──────── AVAILABLE RECORDS

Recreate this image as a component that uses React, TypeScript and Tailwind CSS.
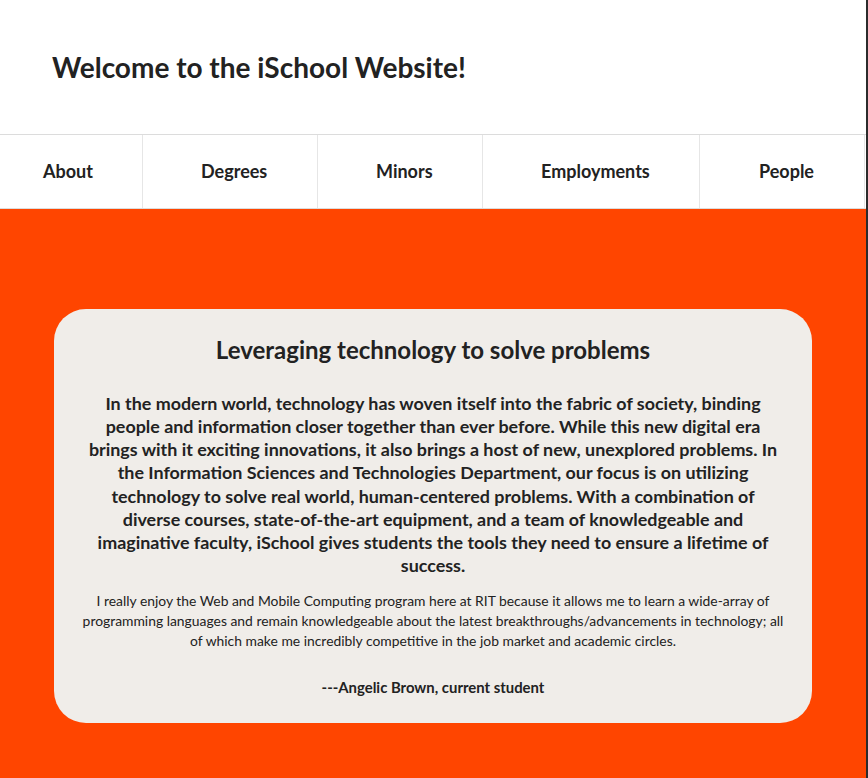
import React from "react";

const navItems = [
  { label: "About", w: "w-[143px]", pl: "pl-[43px]" },
  { label: "Degrees", w: "w-[175px]", pl: "pl-[58px]" },
  { label: "Minors", w: "w-[165px]", pl: "pl-[58px]" },
  { label: "Employments", w: "w-[217px]", pl: "pl-[58px]" },
  { label: "People", w: "w-[165px]", pl: "pl-[59px]" },
];

export default function App() {
  return (
    <div className="flex min-h-[778px] w-[868px] text-[#222]" style={{ fontFamily: "Lato, 'Noto Sans', sans-serif" }}>
      <div className="flex w-[866px] flex-col bg-white">
        <header className="flex h-[134px] items-center pl-[52px]">
          <h1 className="text-[28px] font-bold leading-none">Welcome to the iSchool Website!</h1>
        </header>
        <nav className="flex h-[75px] border-y border-[#dcdcdc]">
          {navItems.map((n) => (
            <div
              key={n.label}
              className={`flex items-center border-r border-[#e6e6e6] ${n.w} ${n.pl} text-[18px] font-bold`}
            >
              {n.label}
            </div>
          ))}
        </nav>
        <main className="flex-1 bg-[#ff4500] px-[54px] pt-[100px] pb-[56px]">
          <section className="rounded-[32px] bg-[#f0ede9] px-[26px] pt-[26px] pb-[26px] text-center">
            <h2 className="text-[24px] font-bold leading-[30px]">Leveraging technology to solve problems</h2>
            <p className="mt-[27px] px-[6px] text-[17.9px] font-bold leading-[23.14px]">
              In the modern world, technology has woven itself into the fabric of society, binding people and information closer together than ever before. While this new digital era brings with it exciting innovations, it also brings a host of new, unexplored problems. In the Information Sciences and Technologies Department, our focus is on utilizing technology to solve real world, human-centered problems. With a combination of diverse courses, state-of-the-art equipment, and a team of knowledgeable and imaginative faculty, iSchool gives students the tools they need to ensure a lifetime of success.
            </p>
            <p className="mt-[14px] text-[13.88px] leading-[20px]">
              I really enjoy the Web and Mobile Computing program here at RIT because it allows me to learn a wide-array of programming languages and remain knowledgeable about the latest breakthroughs/advancements in technology; all of which make me incredibly competitive in the job market and academic circles.
            </p>
            <p className="mt-[26px] text-[14.9px] font-bold leading-[20px]">---Angelic Brown, current student</p>
          </section>
        </main>
      </div>
      <div className="w-[2px] bg-[#2b2b2b]" />
    </div>
  );
}
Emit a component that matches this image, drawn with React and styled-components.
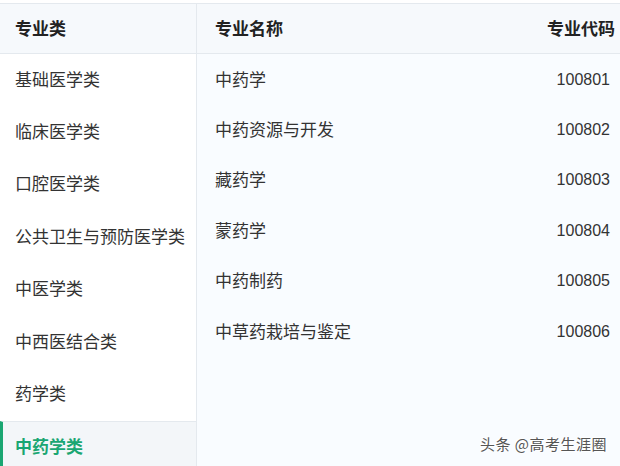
import React from 'react';
import styled, { createGlobalStyle } from 'styled-components';

const GlobalStyle = createGlobalStyle`
  html, body {
    margin: 0;
    padding: 0;
    background: #ffffff;
  }
  body {
    font-family: "Microsoft YaHei", "Noto Sans CJK SC", "Liberation Sans", sans-serif;
  }
`;

const Page = styled.div`
  width: 620px;
  height: 466px;
  padding-top: 3px;
  box-sizing: border-box;
  overflow: hidden;
  position: relative;
`;

const Board = styled.div`
  display: grid;
  grid-template-columns: 197px 1fr;
  height: 463px;
  border-top: 1px solid #e4e9ee;
  box-sizing: border-box;
`;

const SideColumn = styled.div`
  display: flex;
  flex-direction: column;
  border-right: 1px solid #e4e9ee;
  background: #ffffff;
`;

const MainColumn = styled.div`
  display: flex;
  flex-direction: column;
  background: #f9fcff;
`;

const HeadRow = styled.div`
  display: flex;
  align-items: center;
  justify-content: space-between;
  height: 50px;
  flex-shrink: 0;
  box-sizing: border-box;
  padding: 0 ${props => props.$right || 15}px 2px ${props => props.$left || 15}px;
  background: #f6f9fc;
  border-bottom: 1px solid #e4e9ee;
  font-size: 17px;
  font-weight: bold;
  color: #222;
`;

const SideItem = styled.div`
  display: flex;
  align-items: center;
  height: 52.4px;
  flex-shrink: 0;
  box-sizing: border-box;
  padding-left: ${props => (props.$active ? 12 : 15)}px;
  padding-bottom: 4px;
  font-size: 17px;
  color: ${props => (props.$active ? '#1aa672' : '#333')};
  font-weight: ${props => (props.$active ? 'bold' : 'normal')};
  background: ${props => (props.$active ? '#f3f6f9' : 'transparent')};
  border-left: ${props => (props.$active ? '3px solid #1aa672' : 'none')};
  border-top: ${props => (props.$active ? '1px solid #e4e9ee' : 'none')};
`;

const MajorRow = styled.div`
  display: flex;
  align-items: center;
  justify-content: space-between;
  height: 50.4px;
  flex-shrink: 0;
  box-sizing: border-box;
  padding: 0 10px 2px 18px;
  font-size: 17px;
  color: #333;
`;

const Code = styled.span`
  margin-top: 3px;
  font-family: "Liberation Sans", Arial, sans-serif;
  font-size: 16px;
  color: #333;
`;

const Watermark = styled.div`
  position: absolute;
  right: 13px;
  bottom: 12px;
  font-size: 15px;
  color: #555;
  text-shadow: 1px 1px 0 #fff, -1px -1px 0 #fff;
  letter-spacing: 0.5px;
`;

const categories = [
  '基础医学类',
  '临床医学类',
  '口腔医学类',
  '公共卫生与预防医学类',
  '中医学类',
  '中西医结合类',
  '药学类',
  '中药学类',
];

const majors = [
  { name: '中药学', code: '100801' },
  { name: '中药资源与开发', code: '100802' },
  { name: '藏药学', code: '100803' },
  { name: '蒙药学', code: '100804' },
  { name: '中药制药', code: '100805' },
  { name: '中草药栽培与鉴定', code: '100806' },
];

export default function App() {
  return (
    <Page>
      <GlobalStyle />
      <Board>
        <SideColumn>
          <HeadRow>专业类</HeadRow>
          {categories.map(c => (
            <SideItem key={c} $active={c === '中药学类'}>{c}</SideItem>
          ))}
        </SideColumn>
        <MainColumn>
          <HeadRow $left={18} $right={5}>
            <span>专业名称</span>
            <span>专业代码</span>
          </HeadRow>
          {majors.map(m => (
            <MajorRow key={m.code}>
              <span>{m.name}</span>
              <Code>{m.code}</Code>
            </MajorRow>
          ))}
        </MainColumn>
      </Board>
      <Watermark>头条 @高考生涯圈</Watermark>
    </Page>
  );
}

────────────────

# [WORK REQUIRED]
Retype every entry verbatim and exclude the pictures from the copy.

# [RESPONSE]
Recreate this image as a component that uses React, TypeScript and Tailwind CSS.
import React from "react";

const navItems = [
  { label: "About", w: "w-[143px]", pl: "pl-[43px]" },
  { label: "Degrees", w: "w-[175px]", pl: "pl-[58px]" },
  { label: "Minors", w: "w-[165px]", pl: "pl-[58px]" },
  { label: "Employments", w: "w-[217px]", pl: "pl-[58px]" },
  { label: "People", w: "w-[165px]", pl: "pl-[59px]" },
];

export default function App() {
  return (
    <div className="flex min-h-[778px] w-[868px] text-[#222]" style={{ fontFamily: "Lato, 'Noto Sans', sans-serif" }}>
      <div className="flex w-[866px] flex-col bg-white">
        <header className="flex h-[134px] items-center pl-[52px]">
          <h1 className="text-[28px] font-bold leading-none">Welcome to the iSchool Website!</h1>
        </header>
        <nav className="flex h-[75px] border-y border-[#dcdcdc]">
          {navItems.map((n) => (
            <div
              key={n.label}
              className={`flex items-center border-r border-[#e6e6e6] ${n.w} ${n.pl} text-[18px] font-bold`}
            >
              {n.label}
            </div>
          ))}
        </nav>
        <main className="flex-1 bg-[#ff4500] px-[54px] pt-[100px] pb-[56px]">
          <section className="rounded-[32px] bg-[#f0ede9] px-[26px] pt-[26px] pb-[26px] text-center">
            <h2 className="text-[24px] font-bold leading-[30px]">Leveraging technology to solve problems</h2>
            <p className="mt-[27px] px-[6px] text-[17.9px] font-bold leading-[23.14px]">
              In the modern world, technology has woven itself into the fabric of society, binding people and information closer together than ever before. While this new digital era brings with it exciting innovations, it also brings a host of new, unexplored problems. In the Information Sciences and Technologies Department, our focus is on utilizing technology to solve real world, human-centered problems. With a combination of diverse courses, state-of-the-art equipment, and a team of knowledgeable and imaginative faculty, iSchool gives students the tools they need to ensure a lifetime of success.
            </p>
            <p className="mt-[14px] text-[13.88px] leading-[20px]">
              I really enjoy the Web and Mobile Computing program here at RIT because it allows me to learn a wide-array of programming languages and remain knowledgeable about the latest breakthroughs/advancements in technology; all of which make me incredibly competitive in the job market and academic circles.
            </p>
            <p className="mt-[26px] text-[14.9px] font-bold leading-[20px]">---Angelic Brown, current student</p>
          </section>
        </main>
      </div>
      <div className="w-[2px] bg-[#2b2b2b]" />
    </div>
  );
}
Emit a component that matches this image, drawn with React and styled-components.
import React from 'react';
import styled, { createGlobalStyle } from 'styled-components';

const GlobalStyle = createGlobalStyle`
  html, body {
    margin: 0;
    padding: 0;
    background: #ffffff;
  }
  body {
    font-family: "Microsoft YaHei", "Noto Sans CJK SC", "Liberation Sans", sans-serif;
  }
`;

const Page = styled.div`
  width: 620px;
  height: 466px;
  padding-top: 3px;
  box-sizing: border-box;
  overflow: hidden;
  position: relative;
`;

const Board = styled.div`
  display: grid;
  grid-template-columns: 197px 1fr;
  height: 463px;
  border-top: 1px solid #e4e9ee;
  box-sizing: border-box;
`;

const SideColumn = styled.div`
  display: flex;
  flex-direction: column;
  border-right: 1px solid #e4e9ee;
  background: #ffffff;
`;

const MainColumn = styled.div`
  display: flex;
  flex-direction: column;
  background: #f9fcff;
`;

const HeadRow = styled.div`
  display: flex;
  align-items: center;
  justify-content: space-between;
  height: 50px;
  flex-shrink: 0;
  box-sizing: border-box;
  padding: 0 ${props => props.$right || 15}px 2px ${props => props.$left || 15}px;
  background: #f6f9fc;
  border-bottom: 1px solid #e4e9ee;
  font-size: 17px;
  font-weight: bold;
  color: #222;
`;

const SideItem = styled.div`
  display: flex;
  align-items: center;
  height: 52.4px;
  flex-shrink: 0;
  box-sizing: border-box;
  padding-left: ${props => (props.$active ? 12 : 15)}px;
  padding-bottom: 4px;
  font-size: 17px;
  color: ${props => (props.$active ? '#1aa672' : '#333')};
  font-weight: ${props => (props.$active ? 'bold' : 'normal')};
  background: ${props => (props.$active ? '#f3f6f9' : 'transparent')};
  border-left: ${props => (props.$active ? '3px solid #1aa672' : 'none')};
  border-top: ${props => (props.$active ? '1px solid #e4e9ee' : 'none')};
`;

const MajorRow = styled.div`
  display: flex;
  align-items: center;
  justify-content: space-between;
  height: 50.4px;
  flex-shrink: 0;
  box-sizing: border-box;
  padding: 0 10px 2px 18px;
  font-size: 17px;
  color: #333;
`;

const Code = styled.span`
  margin-top: 3px;
  font-family: "Liberation Sans", Arial, sans-serif;
  font-size: 16px;
  color: #333;
`;

const Watermark = styled.div`
  position: absolute;
  right: 13px;
  bottom: 12px;
  font-size: 15px;
  color: #555;
  text-shadow: 1px 1px 0 #fff, -1px -1px 0 #fff;
  letter-spacing: 0.5px;
`;

const categories = [
  '基础医学类',
  '临床医学类',
  '口腔医学类',
  '公共卫生与预防医学类',
  '中医学类',
  '中西医结合类',
  '药学类',
  '中药学类',
];

const majors = [
  { name: '中药学', code: '100801' },
  { name: '中药资源与开发', code: '100802' },
  { name: '藏药学', code: '100803' },
  { name: '蒙药学', code: '100804' },
  { name: '中药制药', code: '100805' },
  { name: '中草药栽培与鉴定', code: '100806' },
];

export default function App() {
  return (
    <Page>
      <GlobalStyle />
      <Board>
        <SideColumn>
          <HeadRow>专业类</HeadRow>
          {categories.map(c => (
            <SideItem key={c} $active={c === '中药学类'}>{c}</SideItem>
          ))}
        </SideColumn>
        <MainColumn>
          <HeadRow $left={18} $right={5}>
            <span>专业名称</span>
            <span>专业代码</span>
          </HeadRow>
          {majors.map(m => (
            <MajorRow key={m.code}>
              <span>{m.name}</span>
              <Code>{m.code}</Code>
            </MajorRow>
          ))}
        </MainColumn>
      </Board>
      <Watermark>头条 @高考生涯圈</Watermark>
    </Page>
  );
}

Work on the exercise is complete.